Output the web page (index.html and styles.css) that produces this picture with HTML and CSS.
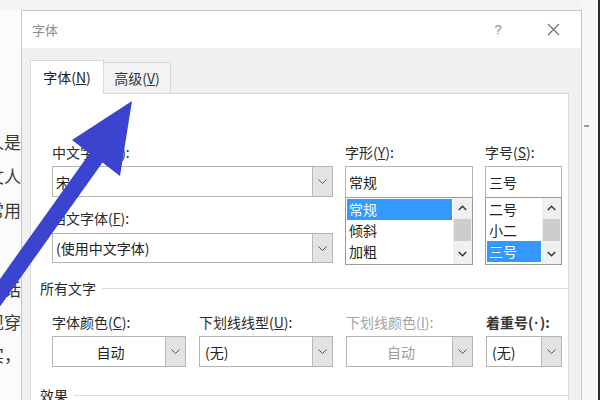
FILE: index.html
```html
<!DOCTYPE html>
<html lang="zh">
<head>
<meta charset="utf-8">
<title>字体</title>
<link rel="stylesheet" href="styles.css">
</head>
<body>
<div class="screen">
  <div class="doc">
    <div class="para p1">
      <div class="dl">个人是</div>
      <div class="dl">散文人</div>
      <div class="dl">非常用</div>
    </div>
    <div class="para p2">
      <div class="dl">的话</div>
      <div class="dl">发现穿</div>
      <div class="dl">其实，</div>
    </div>
  </div>

  <div class="dialog">
    <div class="titlebar">
      <span class="title">字体</span>
      <span class="help">?</span>
      <span class="close"><svg width="13" height="13" viewBox="0 0 13 13"><path d="M1 1L12 12M12 1L1 12" stroke="#6f6f6f" stroke-width="1.2" fill="none"/></svg></span>
    </div>
    <div class="tabs">
      <div class="tab active">字体(<u>N</u>)</div>
      <div class="tab">高级(<u>V</u>)</div>
    </div>
    <div class="pane">
      <div class="fontgrid">
        <div class="col">
          <label class="lbl">中文字体(<u>T</u>):</label>
          <div class="combo c31"><span class="val">宋体</span><span class="btn"><svg width="9" height="5" viewBox="0 0 9 5"><path d="M0.5 0.5L4.5 4.5L8.5 0.5" stroke="#555" fill="none"/></svg></span></div>
          <label class="lbl second">西文字体(<u>F</u>):</label>
          <div class="combo c30"><span class="val">(使用中文字体)</span><span class="btn"><svg width="9" height="5" viewBox="0 0 9 5"><path d="M0.5 0.5L4.5 4.5L8.5 0.5" stroke="#555" fill="none"/></svg></span></div>
        </div>
        <div class="col">
          <label class="lbl">字形(<u>Y</u>):</label>
          <div class="field">常规</div>
          <div class="list">
            <div class="items">
              <div class="item sel">常规</div>
              <div class="item">倾斜</div>
              <div class="item">加粗</div>
            </div>
            <div class="sbar">
              <span class="sbtn"><svg width="9" height="6" viewBox="0 0 9 6"><path d="M0.8 5L4.5 1.2L8.2 5" stroke="#333" stroke-width="1.4" fill="none"/></svg></span>
              <span class="thumb"></span>
              <span class="track"></span>
              <span class="sbtn"><svg width="9" height="6" viewBox="0 0 9 6"><path d="M0.8 1L4.5 4.8L8.2 1" stroke="#333" stroke-width="1.4" fill="none"/></svg></span>
            </div>
          </div>
        </div>
        <div class="col">
          <label class="lbl">字号(<u>S</u>):</label>
          <div class="field">三号</div>
          <div class="list">
            <div class="items">
              <div class="item">二号</div>
              <div class="item">小二</div>
              <div class="item sel">三号</div>
            </div>
            <div class="sbar">
              <span class="sbtn"><svg width="9" height="6" viewBox="0 0 9 6"><path d="M0.8 5L4.5 1.2L8.2 5" stroke="#333" stroke-width="1.4" fill="none"/></svg></span>
              <span class="thumb"></span>
              <span class="track"></span>
              <span class="sbtn"><svg width="9" height="6" viewBox="0 0 9 6"><path d="M0.8 1L4.5 4.8L8.2 1" stroke="#333" stroke-width="1.4" fill="none"/></svg></span>
            </div>
          </div>
        </div>
      </div>

      <div class="section"><span class="stitle">所有文字</span><span class="rule"></span></div>

      <div class="row4">
        <div class="col">
          <label class="lbl">字体颜色(<u>C</u>):</label>
          <div class="combo c31"><span class="val center">自动</span><span class="btn"><svg width="9" height="5" viewBox="0 0 9 5"><path d="M0.5 0.5L4.5 4.5L8.5 0.5" stroke="#555" fill="none"/></svg></span></div>
        </div>
        <div class="col">
          <label class="lbl">下划线线型(<u>U</u>):</label>
          <div class="combo c31"><span class="val pad">(无)</span><span class="btn"><svg width="9" height="5" viewBox="0 0 9 5"><path d="M0.5 0.5L4.5 4.5L8.5 0.5" stroke="#555" fill="none"/></svg></span></div>
        </div>
        <div class="col">
          <label class="lbl disabled">下划线颜色(<u>I</u>):</label>
          <div class="combo c31"><span class="val center disabled">自动</span><span class="btn"><svg width="9" height="5" viewBox="0 0 9 5"><path d="M0.5 0.5L4.5 4.5L8.5 0.5" stroke="#555" fill="none"/></svg></span></div>
        </div>
        <div class="col">
          <label class="lbl strong">着重号(<span class="dot">·</span>):</label>
          <div class="combo c31"><span class="val pad">(无)</span><span class="btn"><svg width="9" height="5" viewBox="0 0 9 5"><path d="M0.5 0.5L4.5 4.5L8.5 0.5" stroke="#555" fill="none"/></svg></span></div>
        </div>
      </div>

      <div class="section s2"><span class="stitle">效果</span><span class="rule"></span></div>
    </div>
  </div>

  <div class="gutter"><span class="tick"></span></div>
  <div class="edge"></div>

  <svg class="arrow" width="600" height="400" viewBox="0 0 600 400">
    <polygon points="132,101 120,176 102.5,162.6 -31,350 -44,340.6 89.5,153.4 72,140" fill="#3a44cf"/>
  </svg>
</div>
</body>
</html>
```

FILE: styles.css
```css
html, body {
  margin: 0;
  padding: 0;
}
body {
  font-family: "Noto Sans CJK SC", "Microsoft YaHei", sans-serif;
  color: #222;
}
.screen {
  width: 600px;
  height: 400px;
  display: flex;
  overflow: hidden;
  position: relative;
  background: #f4f4f4;
}

/* document text behind dialog */
.doc {
  width: 21px;
  flex: none;
  margin-top: 10px;
  background: #fbfbfb;
  overflow: hidden;
  font-family: "Noto Sans CJK SC", serif;
  font-size: 17px;
  color: #3a3a3a;
}
.para.p1 {
  padding-top: 115px;
  line-height: 34px;
}
.para.p2 {
  margin-top: 45px;
  line-height: 33px;
}
.dl {
  display: flex;
  justify-content: flex-end;
  white-space: nowrap;
}

/* dialog */
.dialog {
  width: 561px;
  flex: none;
  margin-top: 10px;
  box-sizing: border-box;
  border: 1px solid #c6c6c6;
  border-bottom: none;
  background: #f0f0f2;
  display: flex;
  flex-direction: column;
}
.titlebar {
  height: 37px;
  background: #fff;
  display: flex;
  align-items: center;
  flex: none;
}
.title {
  padding-left: 10px;
  font-size: 13px;
  color: #8c8c8c;
}
.help {
  margin-left: auto;
  width: 12px;
  text-align: center;
  font-size: 13px;
  color: #8a8a8a;
  font-family: "Liberation Sans", sans-serif;
}
.close {
  width: 24px;
  margin-left: 37px;
  margin-right: 16px;
  display: flex;
  justify-content: center;
}

.tabs {
  height: 45px;
  flex: none;
  display: flex;
  align-items: flex-end;
  padding-left: 8px;
}
.tab {
  box-sizing: border-box;
  height: 31px;
  width: 67px;
  display: flex;
  align-items: center;
  justify-content: center;
  font-size: 14px;
  color: #333;
  background: #f3f3f5;
  border: 1px solid #d9d9d9;
  border-left: none;
  border-bottom: none;
}
.tab.active {
  position: relative;
  width: 74px;
  height: 34px;
  margin-bottom: -1px;
  padding-bottom: 1px;
  background: #fff;
  border-left: 1px solid #d9d9d9;
  color: #1e1e1e;
}

.pane {
  flex: 1;
  margin-left: 8px;
  width: 539px;
  box-sizing: border-box;
  background: #fff;
  border: 1px solid #d9d9d9;
  border-bottom: none;
}

.fontgrid {
  margin: 50px 0 0 21px;
  display: grid;
  grid-template-columns: 281px 128px 77px;
  column-gap: 12px;
  align-items: start;
}
.col {
  display: flex;
  flex-direction: column;
}
.lbl {
  display: block;
  height: 16px;
  line-height: 16px;
  font-size: 14px;
  color: #2a2a2a;
  margin-bottom: 6px;
  white-space: nowrap;
}
.lbl.second {
  margin-top: 13px;
  margin-bottom: 7px;
}
.lbl.disabled {
  color: #a3a3a3;
}
.lbl.strong {
  font-weight: 700;
  color: #333;
}
.dot {
  font-family: "Liberation Sans", sans-serif;
  font-weight: 700;
  padding: 0 1px;
}

.combo {
  box-sizing: border-box;
  display: flex;
  border: 1px solid #b4b4b4;
  background: #fff;
}
.combo.c31 { height: 31px; }
.combo.c30 { height: 30px; }
.val {
  flex: 1;
  display: flex;
  align-items: center;
  padding-left: 3px;
  font-size: 14px;
  color: #222;
  white-space: nowrap;
  overflow: hidden;
}
.val.center {
  justify-content: center;
}
.val.pad {
  padding-left: 5px;
}
.val.disabled {
  color: #9d9d9d;
}
.btn {
  width: 19px;
  flex: none;
  background: #e3e3e3;
  border-left: 1px solid #b9b9b9;
  display: flex;
  align-items: center;
  justify-content: center;
}

.field {
  box-sizing: border-box;
  height: 32px;
  border: 1px solid #b4b4b4;
  border-bottom-color: #9a9a9a;
  display: flex;
  align-items: center;
  padding-left: 3px;
  font-size: 14px;
  color: #222;
}
.list {
  box-sizing: border-box;
  height: 67px;
  border: 1px solid #9a9a9a;
  border-top: none;
  display: flex;
}
.items {
  flex: 1;
  padding: 1px;
}
.item {
  height: 21px;
  line-height: 21px;
  padding-left: 2px;
  font-size: 14px;
  color: #222;
}
.item.sel {
  background: #3399ff;
  color: #fff;
}
.sbar {
  width: 19px;
  flex: none;
  background: #f0f0f0;
  display: flex;
  flex-direction: column;
}
.sbtn {
  height: 20px;
  display: flex;
  align-items: center;
  justify-content: center;
  flex: none;
}
.thumb {
  height: 22px;
  margin: 1px 1px 0;
  background: #cdcdcd;
  flex: none;
}
.track {
  flex: 1;
}

.section {
  display: flex;
  align-items: center;
  margin: 15px 0 0 9px;
  height: 16px;
}
.section.s2 {
  margin-top: 20px;
}
.stitle {
  font-size: 14px;
  line-height: 16px;
  color: #2a2a2a;
  white-space: nowrap;
}
.rule {
  flex: 1;
  height: 1px;
  margin-left: 6px;
  background: #dcdcdc;
}

.row4 {
  margin: 18px 0 0 21px;
  display: grid;
  grid-template-columns: 134px 134px 127px 76px;
  column-gap: 13px;
}

.gutter {
  width: 16px;
  flex: none;
  background: #f7f7f7;
}
.tick {
  display: block;
  margin: 125px 0 0 2px;
  width: 5px;
  height: 2px;
  background: #9a9a9a;
}
.edge {
  width: 2px;
  flex: none;
  background: #2e2e2e;
}

.arrow {
  position: absolute;
  left: 0;
  top: 0;
  pointer-events: none;
}
```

------------------------------------------------------------------------

■ Exercise ■
List every line above that contains the word "styles".

■ Exercise output ■
Output the web page (index.html and styles.css) that produces this picture with HTML and CSS.
<link rel="stylesheet" href="styles.css">
FILE: styles.css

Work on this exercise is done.